Allan's way was to push us. As a coach, he succeeded all the way to the state championship level by pushing. As a teacher, I have no doubt he pushed his students, expecting more of them than they knew they were capable of. Perhaps, on occasion, pushing harder than might have been necessary. As a human being he pushed, too. He pushed his family, not only himself, but his wife, his children and grandchildren. This, too, if we can practice God's gift of grace and mercy, can be looked upon as a gift. Out of our easy chairs, away from our comfort zone, these are places where we grow, where we learn.
I chose Martha's words to Jesus today [ in the gospel reading ] because they are words of anger. Anger is a reaction to perceived threat. Anger was part of Allan. Allan was a perceiver of threat from his premature birth and throughout his life. But anger also often begets another gift. Martha's anger, and the loss by death of her brother, made Jesus weep. Out of his comfort zone and remembering and living out his reliance on God alone, Jesus then went to that grave and called Lazarus forth. New life came from God through this action.

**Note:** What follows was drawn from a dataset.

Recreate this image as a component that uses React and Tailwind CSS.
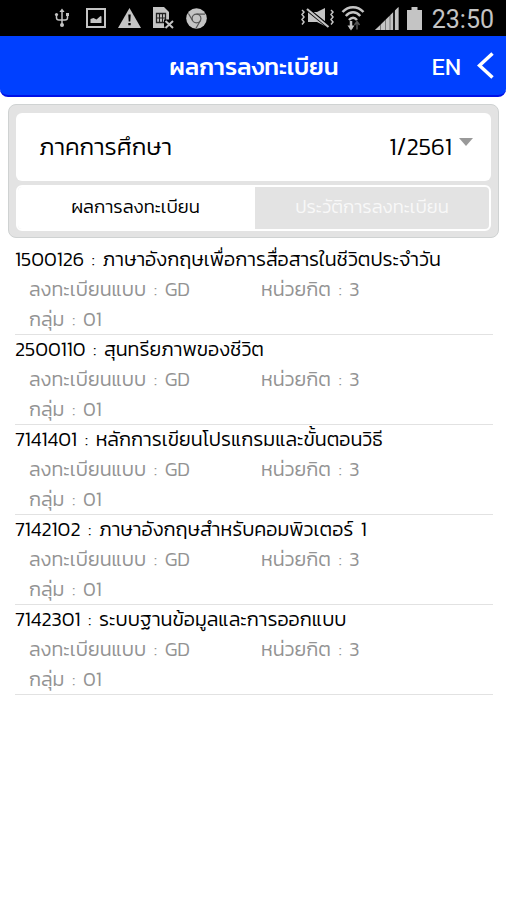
import React from 'react';

const courses = [
  { code: '1500126', name: 'ภาษาอังกฤษเพื่อการสื่อสารในชีวิตประจำวัน', type: 'GD', credit: 3, group: '01' },
  { code: '2500110', name: 'สุนทรียภาพของชีวิต', type: 'GD', credit: 3, group: '01' },
  { code: '7141401', name: 'หลักการเขียนโปรแกรมและขั้นตอนวิธี', type: 'GD', credit: 3, group: '01' },
  { code: '7142102', name: 'ภาษาอังกฤษสำหรับคอมพิวเตอร์ 1', type: 'GD', credit: 3, group: '01' },
  { code: '7142301', name: 'ระบบฐานข้อมูลและการออกแบบ', type: 'GD', credit: 3, group: '01' },
];

const UsbIcon = () => (
  <svg width="16" height="20" viewBox="0 0 16 20" fill="none" stroke="#c4c4c4" strokeWidth="1.5">
    <path d="M8 3v14M2.5 6.5v3.2c0 1.5 1 2.3 2.5 2.3h6c1.5 0 2.5-.8 2.5-2.3V6.5" />
    <path d="M8 .5l2.6 3.5H5.4z" fill="#c4c4c4" stroke="none" />
    <circle cx="2.5" cy="6.5" r="1.6" fill="#c4c4c4" stroke="none" />
    <path d="M12 5h3v3h-3z" fill="#c4c4c4" stroke="none" />
    <circle cx="8" cy="17" r="2" fill="#c4c4c4" stroke="none" />
  </svg>
);

const ImageIcon = () => (
  <svg width="20" height="20" viewBox="0 0 20 20" fill="#c4c4c4">
    <path d="M1 1h18v18H1z" fill="none" stroke="#c4c4c4" strokeWidth="2" />
    <path d="M4.5 15v-4l3-1 3 1.5 4-3.5 1 .5V15z" />
  </svg>
);

const WarningIcon = () => (
  <svg width="23" height="20" viewBox="0 0 23 20">
    <path d="M11.5 0L23 20H0z" fill="#c4c4c4" />
    <path d="M10.3 6.5h2.4l-.4 7h-1.6zM10.3 15h2.4v2.3h-2.4z" fill="#000" />
  </svg>
);

const SimIcon = () => (
  <svg width="21" height="22" viewBox="0 0 21 22">
    <path d="M0 0h11l5 5v16H0z" fill="#c4c4c4" />
    <path d="M3.5 6.5h9v9h-9z" fill="none" stroke="#222" strokeWidth="1.3" />
    <path d="M6.5 6.5v9M9.5 6.5v9M3.5 11h9" stroke="#222" strokeWidth="1.1" fill="none" />
    <path d="M11 12.5h10V22H12l-1-3z" fill="#000" />
    <path d="M12.5 14l7.5 7M20 14l-7.5 7" stroke="#c4c4c4" strokeWidth="2" />
  </svg>
);

const ChromeIcon = () => (
  <svg width="21" height="21" viewBox="0 0 21 21">
    <circle cx="10.5" cy="10.5" r="10.3" fill="#c4c4c4" />
    <circle cx="10.5" cy="10.5" r="4.4" fill="none" stroke="#555" strokeWidth="1.2" />
    <path d="M10.5 6.1h8.5M6.7 12.7L2.4 5.5M14.3 12.7L10 20.3" stroke="#555" strokeWidth="1.2" />
  </svg>
);

const MuteIcon = () => (
  <svg width="34" height="22" viewBox="0 0 34 22" fill="none" stroke="#c4c4c4" strokeWidth="1.5">
    <path d="M1 3l2 2-2 2.5 2 2.5-2 2.5 2 2.5-2 2.5M30 3l2 2-2 2.5 2 2.5-2 2.5 2 2.5-2 2.5" />
    <path d="M7 5h9l8-4v18l-8-4H7z" fill="#c4c4c4" stroke="none" />
    <path d="M6 2l22 18" stroke="#000" strokeWidth="4" />
    <path d="M6 2l21.5 18" strokeWidth="2.2" />
  </svg>
);

const WifiIcon = () => (
  <svg width="24" height="26" viewBox="0 0 24 26" fill="none" stroke="#c4c4c4" strokeWidth="2.5">
    <path d="M1.5 7c6-6.5 15-6.5 21 0M4.8 11c4.5-5 10-5 14.4 0M8 15c2.7-3 5.5-3 8 0" />
    <path d="M10 16v8" />
    <path d="M6.5 20.5h7L10 25.5z" fill="#c4c4c4" stroke="none" />
    <path d="M16 17v7.5M13.5 20l2.5-3.5 2.5 3.5" stroke="#555" strokeWidth="1.5" />
  </svg>
);

const SignalIcon = () => (
  <svg width="24" height="23" viewBox="0 0 24 23" fill="#c4c4c4">
    <path d="M0 23L23.5 0v23z" fill="#777" />
    <path d="M0 23l5-4.5V23zM6 17.5l4-4V23H6zM11 12.5L14.500 9v14H11zM15.500 8L18 5.500V23h-2.500zM20 3.500L23.500 0v23H20z" />
    <path d="M19 3v20" stroke="#000" strokeWidth="1.5" />
  </svg>
);

const BatteryIcon = () => (
  <svg width="15" height="23" viewBox="0 0 15 23" fill="#c4c4c4">
    <path d="M4.5 0h6v3H15v20H0V3h4.5z" />
  </svg>
);

const StatusBar = () => (
  <div className="h-9 shrink-0 bg-black flex items-center justify-between pl-[54px] pr-3">
    <div className="flex items-center">
      <UsbIcon />
      <div className="ml-4"><ImageIcon /></div>
      <div className="ml-3"><WarningIcon /></div>
      <div className="ml-3"><SimIcon /></div>
      <div className="ml-3"><ChromeIcon /></div>
    </div>
    <div className="flex items-center">
      <MuteIcon />
      <div className="ml-1.5"><WifiIcon /></div>
      <div className="ml-2.5"><SignalIcon /></div>
      <div className="ml-2"><BatteryIcon /></div>
      <span className="ml-2.5 mt-1 font-['Roboto',sans-serif] text-[25px] leading-8 text-[#c4c4c4]">23:50</span>
    </div>
  </div>
);

const Header = () => (
  <header className="h-[61px] shrink-0 grid grid-cols-[1fr_auto_1fr] items-center bg-[#0040ff] border-b-2 border-[#0010e6] rounded-b-lg text-white">
    <h1 className="col-start-2 pt-0.5 ml-0.5 text-[24px] leading-none font-medium whitespace-nowrap">ผลการลงทะเบียน</h1>
    <div className="flex items-center justify-end pr-3">
      <span className="pt-0.5 text-[24px] leading-none">EN</span>
      <svg className="ml-4" width="17" height="27" viewBox="0 0 17 27" fill="none" stroke="#fff" strokeWidth="3.5">
        <path d="M15.5 1.5L2.5 13.5l13 12" />
      </svg>
    </div>
  </header>
);

const CourseRow = ({ course }) => (
  <li className="h-[90px] border-b border-[#e2e2e2] text-[19.8px] font-light [word-spacing:3px] whitespace-nowrap">
    <p className="leading-[28px] mb-px text-black">{course.code} : {course.name}</p>
    <div className="grid grid-cols-[232px_1fr] pl-3.5 leading-[30px] text-[#939393]">
      <span>ลงทะเบียนแบบ : {course.type}</span>
      <span>หน่วยกิต : {course.credit}</span>
      <span>กลุ่ม : {course.group}</span>
    </div>
  </li>
);

export default function App() {
  return (
    <div className="w-full h-[900px] flex flex-col bg-white overflow-hidden font-['Kanit','Prompt','Noto_Sans_Thai','Noto_Sans',sans-serif]">
      <StatusBar />
      <Header />

      <section className="mt-[7px] ml-2 mr-[7px] h-[134px] shrink-0 rounded-lg border border-[#cfd2d2] bg-[#e3e3e3] px-[7px] pt-2">
        <div className="h-[68px] flex items-center justify-between rounded-md bg-white pl-[23px] pr-[18px] text-[24px] font-light text-black">
          <span>ภาคการศึกษา</span>
          <div className="flex items-center">
            <span>1/2561</span>
            <svg className="ml-[7px] mb-2.5" width="14" height="8" viewBox="0 0 14 8">
              <path d="M0 0h14L7 8z" fill="#999" />
            </svg>
          </div>
        </div>
        <div className="mt-1 h-[46px] flex rounded-md border-2 border-white text-[18.5px] font-light overflow-hidden">
          <div className="w-[237px] flex items-center justify-center pr-0.5 pb-0.5 bg-white text-black">ผลการลงทะเบียน</div>
          <div className="flex-1 flex items-center justify-center pb-0.5 text-[#f8f8f8]">ประวัติการลงทะเบียน</div>
        </div>
      </section>

      <ul className="mt-[7px] ml-[15px] mr-[13px]">
        {courses.map((course) => (
          <CourseRow key={course.code} course={course} />
        ))}
      </ul>
    </div>
  );
}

This new life comes today also. Remembering and living out of our reliance on God alone, we also remember the wonderful things about Allan, such as his sharp wit and humor. He was also generous, helping and contributing to a fund for the new pastor and his family to be able to buy a house. When I went to visit him, he even said I didn't have to pay it back when it was due, just when it was convenient. That was an instance of undeserved mercy which I experienced from him.
This day is a day certainly in memory of Allan, but this time is for the benefit of those who are left behind. As we remember Allan, the best gift we might be able to give to all who remain is to practice these gifts, Amazing Grace and unwarranted mercy. Practice them in memory, and practice them in life. It is a place to which we are - not pushed - but led, by the example and faith of our Lord, Jesus Christ. It is a place where, with these gifts in mind and heart, even standing in the valley of the shadow of death, we know that third gift: the peace of God which passes and surpasses all understanding.